THE TASK ▸ Pictures stay out. Extract the lines below from the first one through the line with "const BLADES = [0, 60, 120, 180, 240, 300];", both included.

+++

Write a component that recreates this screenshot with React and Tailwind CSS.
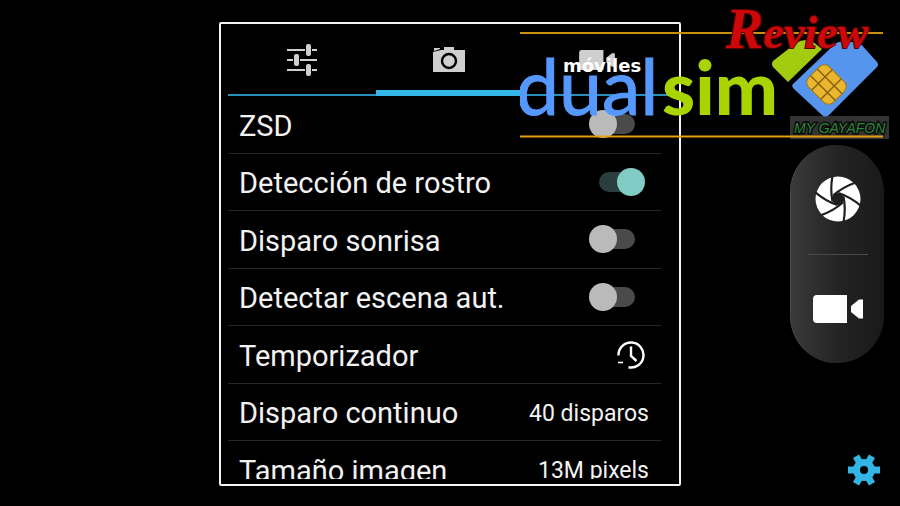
import { useState } from 'react';

const OPTIONS = [
  { id: 'zsd', label: 'ZSD', type: 'switch' },
  { id: 'face', label: 'Detección de rostro', type: 'switch' },
  { id: 'smile', label: 'Disparo sonrisa', type: 'switch' },
  { id: 'scene', label: 'Detectar escena aut.', type: 'switch' },
  { id: 'timer', label: 'Temporizador', type: 'timer' },
  { id: 'burst', label: 'Disparo continuo', type: 'value', value: '40 disparos' },
  { id: 'size', label: 'Tamaño imagen', type: 'value', value: '13M pixels' },
];

const BLADES = [0, 60, 120, 180, 240, 300];

function SlidersIcon() {
  return (
    <svg className="h-8 w-8" viewBox="0 0 32 32" fill="#cfcfcf">
      <path d="M1 5h18v2H1zM26 5h5v2h-5zM1 15h6v2H1zM14 15h17v2H14zM1 25h18v2H1zM26 25h5v2h-5z" />
      <rect x="20" y="0" width="5" height="12" rx="2" />
      <rect x="8" y="10" width="5" height="12" rx="2" />
      <rect x="20" y="20" width="5" height="12" rx="2" />
    </svg>
  );
}

function CameraIcon() {
  return (
    <svg className="h-8 w-8" viewBox="0 0 32 32">
      <path d="M0 8l8-2h3V3h10v3h11v22H0z" fill="#cfcfcf" />
      <path d="M1 4h6v1L1 7z" fill="#cfcfcf" />
      <circle cx="16" cy="17" r="7" fill="none" stroke="#000" strokeWidth="2.4" />
    </svg>
  );
}

function VideoIcon({ className, fill }) {
  return (
    <svg className={className} viewBox="0 0 50 28" fill={fill}>
      <path d="M4 0h30v28H4a4 4 0 0 1-4-4V4a4 4 0 0 1 4-4zM50 4.500v19h-4l-8-6.500v-6l8-6.500z" />
    </svg>
  );
}

function TimerIcon() {
  return (
    <svg className="h-7 w-7" viewBox="0 0 28 28" fill="none" stroke="#fff" strokeWidth="2.400">
      <path d="M1.500 14.500A12.500 12.500 0 1 1 11.500 26.300" />
      <path d="M14 5.500v9.500l5.500 5" />
      <path d="M1 21.500h5" strokeWidth="1.600" />
    </svg>
  );
}

function ShutterIcon() {
  return (
    <svg className="h-[46px] w-[46px]" viewBox="-23 -23 46 46">
      <circle r="22.500" fill="#fff" />
      <circle r="6" fill="#1f1f1f" />
      {BLADES.map((angle) => (
        <path
          key={angle}
          d="M-5.500-23Q-8-10-5.500 2.500"
          transform={`rotate(${angle})`}
          fill="none"
          stroke="#1f1f1f"
          strokeWidth="2.200"
        />
      ))}
    </svg>
  );
}

function GearIcon() {
  return (
    <svg className="h-8 w-8" viewBox="-16 -16 32 32" fill="#33b5e5">
      {BLADES.map((angle) => (
        <path key={angle} d="M8-3.500h8v7H8z" transform={`rotate(${angle})`} />
      ))}
      <circle r="7.500" fill="none" stroke="#33b5e5" strokeWidth="7" />
    </svg>
  );
}

function Logo() {
  return (
    <svg
      className="pointer-events-none absolute top-0 right-2 h-[145px] w-[372px]"
      viewBox="520 0 372 145"
      role="img"
      aria-label="móviles dualsim Review"
    >
      <rect x="790" y="116" width="99" height="23" fill="#333" />
      <path d="M520 33h363" stroke="#c9900f" strokeWidth="2" />
      <path d="M773 61l23-18q8-5 16-2l10 8-34 33-15-15q-2-3 0-6z" fill="#a3cc10" />
      <path d="M793 84l42-40q4-3 8-2h16l18 20q2 3 0 5l-48 48q-4 3-7 0l-28-26q-3-3-1-5z" fill="#5595ee" />
      <g transform="rotate(45 826.500 84.500)">
        <rect x="809" y="70" width="35" height="29" rx="7" fill="#e9b62e" stroke="#a8780f" />
        <path d="M820 70v29M833 70v29M809 80h35M809 89.500h35" stroke="#84600d" strokeWidth="1.400" />
      </g>
      <text
        x="516"
        y="115"
        fontFamily="Lato, sans-serif"
        fontSize="77"
        fill="#5599ff"
        stroke="#5599ff"
        strokeWidth="1"
      >
        dual
      </text>
      <text x="662" y="115" fontFamily="Lato, sans-serif" fontSize="75" fontWeight="900" fill="#aad400">
        sim
      </text>
      <text x="563" y="72" fontFamily="DejaVu Sans, sans-serif" fontSize="18" fontWeight="700" fill="#fff">
        móviles
      </text>
      <text
        x="726"
        y="48"
        fontFamily="Liberation Serif, serif"
        fontSize="46"
        fontStyle="italic"
        fontWeight="700"
        fill="#cc0808"
        stroke="#5a0000"
        strokeWidth="2"
        paintOrder="stroke"
      >
        <tspan fontSize="56">R</tspan>eview
      </text>
      <text
        x="794"
        y="133"
        fontFamily="Liberation Sans, sans-serif"
        fontSize="14"
        fontStyle="italic"
        fill="#2a8a3c"
        stroke="#0a0a0a"
        strokeWidth="3"
        paintOrder="stroke"
      >
        MY GAYAFON
      </text>
      <path d="M520 136.500h363" stroke="#e59f12" strokeWidth="2" />
    </svg>
  );
}

function Tab({ label, active, onClick, children }) {
  return (
    <button
      type="button"
      role="tab"
      aria-label={label}
      aria-selected={active}
      onClick={onClick}
      className={`flex items-center justify-center ${
        active ? 'border-b-6 border-[#33b5e5] pt-[5px]' : 'border-b-2 border-[#2690b8] pt-px'
      }`}
    >
      {children}
    </button>
  );
}

function OptionRow({ option, checked, onToggle }) {
  return (
    <li className="flex items-center justify-between border-b border-[#262626] pr-3 pl-[11px]">
      <label htmlFor={option.id} className="pt-1 text-[29px]">
        {option.label}
      </label>
      {option.type === 'switch' && (
        <input
          type="checkbox"
          role="switch"
          id={option.id}
          checked={checked}
          onChange={onToggle}
          className="relative mr-1 h-7 w-14 appearance-none before:absolute before:inset-x-[10px] before:inset-y-1 before:rounded-full before:bg-[#4a4a4a] after:absolute after:top-0 after:left-0 after:h-7 after:w-7 after:rounded-full after:bg-[#bababa] checked:before:bg-[#2a3f3d] checked:after:left-7 checked:after:bg-[#80cbc4]"
        />
      )}
      {option.type === 'timer' && (
        <button type="button" id={option.id} className="mr-1">
          <TimerIcon />
        </button>
      )}
      {option.type === 'value' && (
        <button type="button" id={option.id} className="pt-1 text-[23px]">
          {option.value}
        </button>
      )}
    </li>
  );
}

export default function App() {
  const [tab, setTab] = useState('camera');
  const [enabled, setEnabled] = useState({ face: true });

  const toggle = (id) => setEnabled({ ...enabled, [id]: !enabled[id] });

  return (
    <main className="relative grid h-screen grid-cols-[1fr_minmax(0,462px)_1fr] overflow-hidden bg-black pt-[22px] pb-5 font-['Roboto',sans-serif] text-[#f2f2f2]">
      <section className="col-start-2 flex min-h-0 flex-col rounded-xs border-2 border-[#f2f2f2] pr-2 pb-[5px] pl-[7px]">
        <div role="tablist" className="grid h-[72px] shrink-0 grid-cols-3">
          <Tab label="General" active={tab === 'general'} onClick={() => setTab('general')}>
            <SlidersIcon />
          </Tab>
          <Tab label="Cámara" active={tab === 'camera'} onClick={() => setTab('camera')}>
            <CameraIcon />
          </Tab>
          <Tab label="Vídeo" active={tab === 'video'} onClick={() => setTab('video')}>
            <VideoIcon className="h-5 w-9" fill="#cfcfcf" />
          </Tab>
        </div>
        <div className="min-h-0 flex-1 overflow-hidden">
          <ul className="mr-[10px] grid h-[403px] grid-rows-7">
            {OPTIONS.map((option) => (
              <OptionRow
                key={option.id}
                option={option}
                checked={!!enabled[option.id]}
                onToggle={() => toggle(option.id)}
              />
            ))}
          </ul>
        </div>
      </section>

      <aside className="grid grid-rows-[1fr_auto_1fr] justify-items-end pr-4">
        <div className="row-start-2 flex h-[218px] w-[94px] flex-col items-center rounded-full border-l border-[#4a4a4a] bg-linear-to-r from-[#3a3a3a] via-[#242424] to-[#191919]">
          <button type="button" aria-label="Foto" className="flex flex-1 items-center">
            <ShutterIcon />
          </button>
          <hr className="w-[60px] border-[#484848]" />
          <button type="button" aria-label="Grabar vídeo" className="flex flex-1 items-center">
            <VideoIcon className="h-7 w-[50px]" fill="#fff" />
          </button>
        </div>
        <button type="button" aria-label="Ajustes" className="row-start-3 mr-1 self-end">
          <GearIcon />
        </button>
      </aside>

      <Logo />
    </main>
  );
}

+++

TASK RESULT ▸
Write a component that recreates this screenshot with React and Tailwind CSS.
import { useState } from 'react';

const OPTIONS = [
  { id: 'zsd', label: 'ZSD', type: 'switch' },
  { id: 'face', label: 'Detección de rostro', type: 'switch' },
  { id: 'smile', label: 'Disparo sonrisa', type: 'switch' },
  { id: 'scene', label: 'Detectar escena aut.', type: 'switch' },
  { id: 'timer', label: 'Temporizador', type: 'timer' },
  { id: 'burst', label: 'Disparo continuo', type: 'value', value: '40 disparos' },
  { id: 'size', label: 'Tamaño imagen', type: 'value', value: '13M pixels' },
];

const BLADES = [0, 60, 120, 180, 240, 300];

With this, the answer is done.